Stated task
Collect every line that includes the string "this".

Information supplied

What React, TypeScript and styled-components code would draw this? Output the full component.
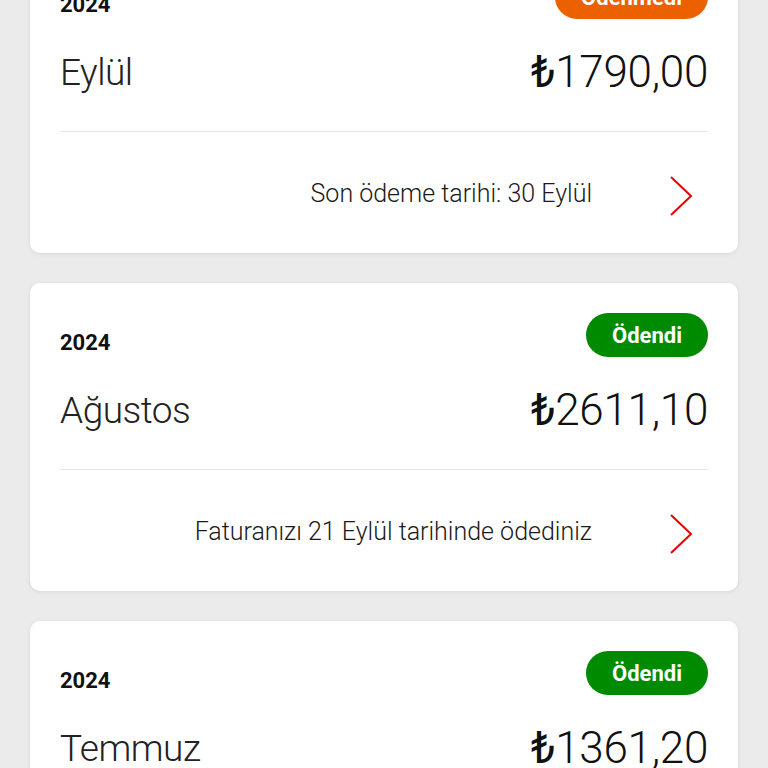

---

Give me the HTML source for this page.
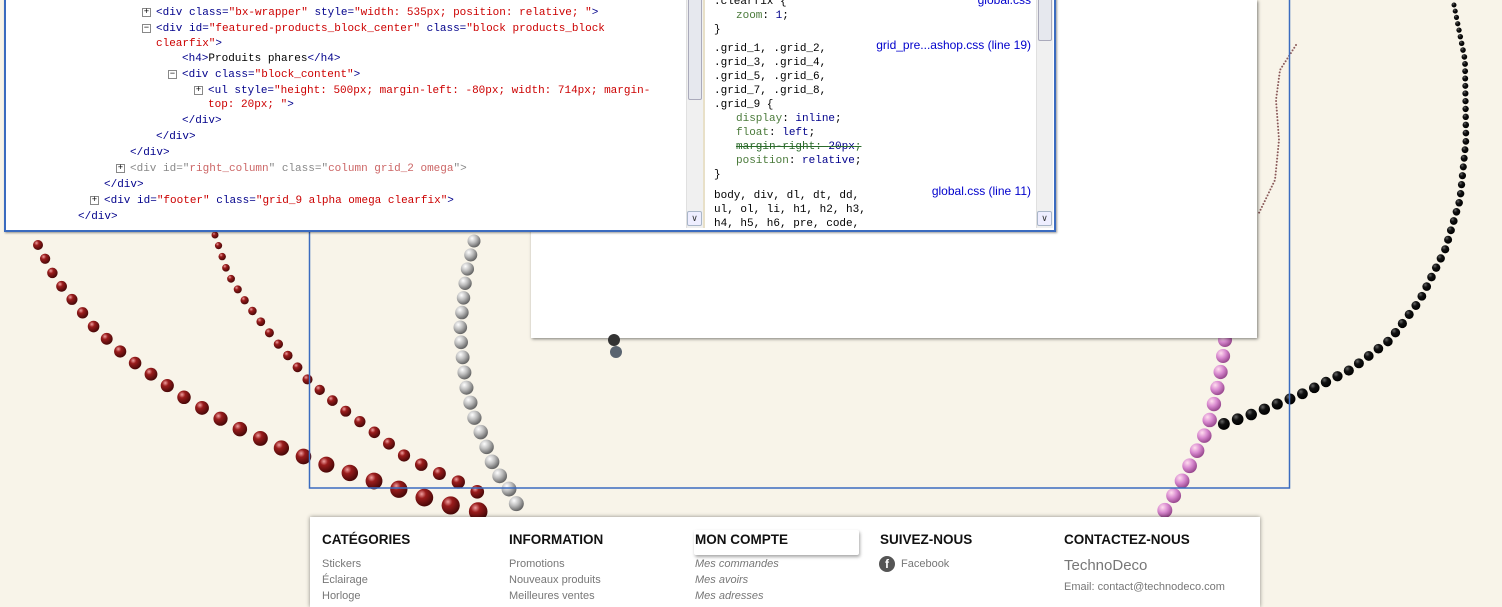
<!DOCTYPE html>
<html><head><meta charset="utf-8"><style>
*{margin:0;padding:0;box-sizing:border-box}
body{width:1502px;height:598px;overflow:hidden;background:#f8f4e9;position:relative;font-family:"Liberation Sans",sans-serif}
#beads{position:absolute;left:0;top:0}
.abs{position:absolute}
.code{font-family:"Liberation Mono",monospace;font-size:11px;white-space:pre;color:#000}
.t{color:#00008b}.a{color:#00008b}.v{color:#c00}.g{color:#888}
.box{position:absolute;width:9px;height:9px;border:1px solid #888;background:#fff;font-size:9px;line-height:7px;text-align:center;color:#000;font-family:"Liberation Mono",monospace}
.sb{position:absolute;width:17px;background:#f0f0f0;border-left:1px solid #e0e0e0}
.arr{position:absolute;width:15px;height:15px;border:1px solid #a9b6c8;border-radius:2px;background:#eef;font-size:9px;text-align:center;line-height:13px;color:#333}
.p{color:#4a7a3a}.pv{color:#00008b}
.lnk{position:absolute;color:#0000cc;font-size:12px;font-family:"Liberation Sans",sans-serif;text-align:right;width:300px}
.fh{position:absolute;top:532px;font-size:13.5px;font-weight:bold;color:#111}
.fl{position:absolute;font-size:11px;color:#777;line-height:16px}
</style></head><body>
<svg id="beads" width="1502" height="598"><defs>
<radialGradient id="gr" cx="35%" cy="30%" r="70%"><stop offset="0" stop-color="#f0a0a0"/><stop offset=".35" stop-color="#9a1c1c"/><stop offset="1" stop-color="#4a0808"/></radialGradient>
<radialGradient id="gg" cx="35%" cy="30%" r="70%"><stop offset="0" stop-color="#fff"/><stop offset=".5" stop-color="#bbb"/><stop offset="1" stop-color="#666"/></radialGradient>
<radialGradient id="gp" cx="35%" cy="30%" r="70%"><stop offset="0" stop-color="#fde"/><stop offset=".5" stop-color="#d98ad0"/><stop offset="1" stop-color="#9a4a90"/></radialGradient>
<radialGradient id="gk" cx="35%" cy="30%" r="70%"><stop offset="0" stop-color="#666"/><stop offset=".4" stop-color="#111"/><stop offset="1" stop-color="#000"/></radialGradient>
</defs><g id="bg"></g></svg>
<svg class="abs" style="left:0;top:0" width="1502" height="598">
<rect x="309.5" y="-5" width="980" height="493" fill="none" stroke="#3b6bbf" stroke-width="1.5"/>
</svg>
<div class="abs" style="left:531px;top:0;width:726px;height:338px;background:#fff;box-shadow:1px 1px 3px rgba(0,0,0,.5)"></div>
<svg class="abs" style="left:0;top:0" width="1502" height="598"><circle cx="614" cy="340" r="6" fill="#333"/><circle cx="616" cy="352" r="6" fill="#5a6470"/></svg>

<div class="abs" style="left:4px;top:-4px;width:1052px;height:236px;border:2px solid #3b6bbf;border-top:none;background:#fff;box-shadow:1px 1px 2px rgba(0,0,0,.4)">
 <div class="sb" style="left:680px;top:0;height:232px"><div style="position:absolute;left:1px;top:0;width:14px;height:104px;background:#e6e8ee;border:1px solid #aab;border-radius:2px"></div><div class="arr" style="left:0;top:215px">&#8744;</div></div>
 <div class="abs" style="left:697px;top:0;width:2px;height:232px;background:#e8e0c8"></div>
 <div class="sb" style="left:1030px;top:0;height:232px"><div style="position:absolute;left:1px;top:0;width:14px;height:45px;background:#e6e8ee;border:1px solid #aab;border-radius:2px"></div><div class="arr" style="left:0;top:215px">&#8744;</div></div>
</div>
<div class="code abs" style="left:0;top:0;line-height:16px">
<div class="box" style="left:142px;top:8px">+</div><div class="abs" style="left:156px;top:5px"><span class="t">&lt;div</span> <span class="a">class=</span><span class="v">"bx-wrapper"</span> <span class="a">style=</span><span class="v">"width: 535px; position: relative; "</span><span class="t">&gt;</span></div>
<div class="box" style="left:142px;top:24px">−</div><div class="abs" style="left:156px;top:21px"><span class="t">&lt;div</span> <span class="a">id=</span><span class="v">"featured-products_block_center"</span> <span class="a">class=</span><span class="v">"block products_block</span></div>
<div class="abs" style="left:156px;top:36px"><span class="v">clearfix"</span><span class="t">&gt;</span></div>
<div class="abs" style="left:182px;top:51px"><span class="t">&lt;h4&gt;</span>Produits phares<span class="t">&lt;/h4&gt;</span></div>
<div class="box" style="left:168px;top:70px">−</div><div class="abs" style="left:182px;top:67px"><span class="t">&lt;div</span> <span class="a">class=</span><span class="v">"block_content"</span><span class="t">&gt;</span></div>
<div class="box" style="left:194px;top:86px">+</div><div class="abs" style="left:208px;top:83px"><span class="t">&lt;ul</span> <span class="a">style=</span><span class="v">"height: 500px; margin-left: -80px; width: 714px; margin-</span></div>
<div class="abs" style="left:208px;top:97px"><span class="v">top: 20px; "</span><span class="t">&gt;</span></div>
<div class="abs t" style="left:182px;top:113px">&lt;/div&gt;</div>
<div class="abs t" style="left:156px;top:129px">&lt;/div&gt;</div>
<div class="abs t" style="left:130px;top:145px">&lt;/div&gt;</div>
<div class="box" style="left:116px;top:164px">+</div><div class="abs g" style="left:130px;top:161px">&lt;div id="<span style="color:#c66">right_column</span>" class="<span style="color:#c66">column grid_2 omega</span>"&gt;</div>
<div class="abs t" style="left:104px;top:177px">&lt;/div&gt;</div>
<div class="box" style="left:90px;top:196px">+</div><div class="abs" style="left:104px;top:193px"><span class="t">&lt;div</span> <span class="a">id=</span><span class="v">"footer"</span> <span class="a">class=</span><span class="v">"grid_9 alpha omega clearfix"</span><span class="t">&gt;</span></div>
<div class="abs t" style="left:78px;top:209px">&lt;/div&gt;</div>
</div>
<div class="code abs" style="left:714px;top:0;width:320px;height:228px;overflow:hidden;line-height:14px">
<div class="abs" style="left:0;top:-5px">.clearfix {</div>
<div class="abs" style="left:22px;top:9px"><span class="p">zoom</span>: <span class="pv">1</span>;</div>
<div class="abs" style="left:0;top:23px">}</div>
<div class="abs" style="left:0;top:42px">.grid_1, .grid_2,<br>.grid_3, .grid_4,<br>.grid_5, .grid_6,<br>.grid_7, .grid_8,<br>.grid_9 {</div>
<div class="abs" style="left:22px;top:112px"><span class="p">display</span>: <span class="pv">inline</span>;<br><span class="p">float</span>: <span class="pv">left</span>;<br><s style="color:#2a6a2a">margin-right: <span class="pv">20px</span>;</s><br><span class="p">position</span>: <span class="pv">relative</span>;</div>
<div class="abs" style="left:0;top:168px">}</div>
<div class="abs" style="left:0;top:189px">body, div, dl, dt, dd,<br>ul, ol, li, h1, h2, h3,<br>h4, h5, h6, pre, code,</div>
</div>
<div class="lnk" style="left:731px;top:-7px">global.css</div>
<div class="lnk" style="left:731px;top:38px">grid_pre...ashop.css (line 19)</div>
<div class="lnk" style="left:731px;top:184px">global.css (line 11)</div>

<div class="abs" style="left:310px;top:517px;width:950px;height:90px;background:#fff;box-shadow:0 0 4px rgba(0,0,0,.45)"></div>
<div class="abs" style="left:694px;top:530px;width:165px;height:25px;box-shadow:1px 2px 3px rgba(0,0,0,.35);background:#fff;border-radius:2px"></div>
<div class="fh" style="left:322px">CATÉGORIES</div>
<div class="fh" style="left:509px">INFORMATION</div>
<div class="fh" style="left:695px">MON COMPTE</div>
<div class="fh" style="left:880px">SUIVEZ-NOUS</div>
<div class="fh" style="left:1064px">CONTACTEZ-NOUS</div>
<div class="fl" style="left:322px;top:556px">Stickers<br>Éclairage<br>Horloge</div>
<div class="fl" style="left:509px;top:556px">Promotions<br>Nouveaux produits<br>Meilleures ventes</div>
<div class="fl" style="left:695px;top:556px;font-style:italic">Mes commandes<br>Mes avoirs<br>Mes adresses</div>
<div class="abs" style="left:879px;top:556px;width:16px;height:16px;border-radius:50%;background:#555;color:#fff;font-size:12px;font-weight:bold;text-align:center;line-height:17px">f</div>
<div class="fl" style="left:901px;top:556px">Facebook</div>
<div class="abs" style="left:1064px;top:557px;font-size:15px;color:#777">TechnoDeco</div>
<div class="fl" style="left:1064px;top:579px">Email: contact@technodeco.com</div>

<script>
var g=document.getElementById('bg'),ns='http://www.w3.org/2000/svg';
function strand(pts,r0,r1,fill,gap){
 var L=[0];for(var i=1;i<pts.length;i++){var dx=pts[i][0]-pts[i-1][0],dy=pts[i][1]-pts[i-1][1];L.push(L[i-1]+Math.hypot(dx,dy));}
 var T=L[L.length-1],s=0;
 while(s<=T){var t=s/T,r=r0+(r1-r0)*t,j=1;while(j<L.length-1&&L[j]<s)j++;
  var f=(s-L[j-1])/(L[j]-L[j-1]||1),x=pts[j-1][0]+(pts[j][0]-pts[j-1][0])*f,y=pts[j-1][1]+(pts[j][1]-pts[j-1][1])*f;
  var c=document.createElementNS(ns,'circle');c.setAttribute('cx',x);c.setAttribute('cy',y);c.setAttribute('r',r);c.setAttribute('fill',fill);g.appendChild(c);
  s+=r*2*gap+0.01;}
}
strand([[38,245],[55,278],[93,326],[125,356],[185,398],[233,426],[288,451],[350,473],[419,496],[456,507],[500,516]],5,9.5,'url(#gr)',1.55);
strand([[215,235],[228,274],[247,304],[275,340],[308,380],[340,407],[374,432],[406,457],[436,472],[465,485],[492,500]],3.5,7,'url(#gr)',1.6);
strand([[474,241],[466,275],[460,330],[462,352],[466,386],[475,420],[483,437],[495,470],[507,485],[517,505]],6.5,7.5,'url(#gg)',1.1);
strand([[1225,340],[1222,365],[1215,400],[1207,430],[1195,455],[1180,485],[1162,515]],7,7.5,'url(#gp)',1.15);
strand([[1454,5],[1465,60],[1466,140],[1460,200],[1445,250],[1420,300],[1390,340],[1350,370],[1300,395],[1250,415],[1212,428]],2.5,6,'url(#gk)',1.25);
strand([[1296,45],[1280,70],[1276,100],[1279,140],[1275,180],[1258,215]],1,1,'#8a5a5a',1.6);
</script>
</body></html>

Exercise output
What React, TypeScript and styled-components code would draw this? Output the full component.
Give me the HTML source for this page.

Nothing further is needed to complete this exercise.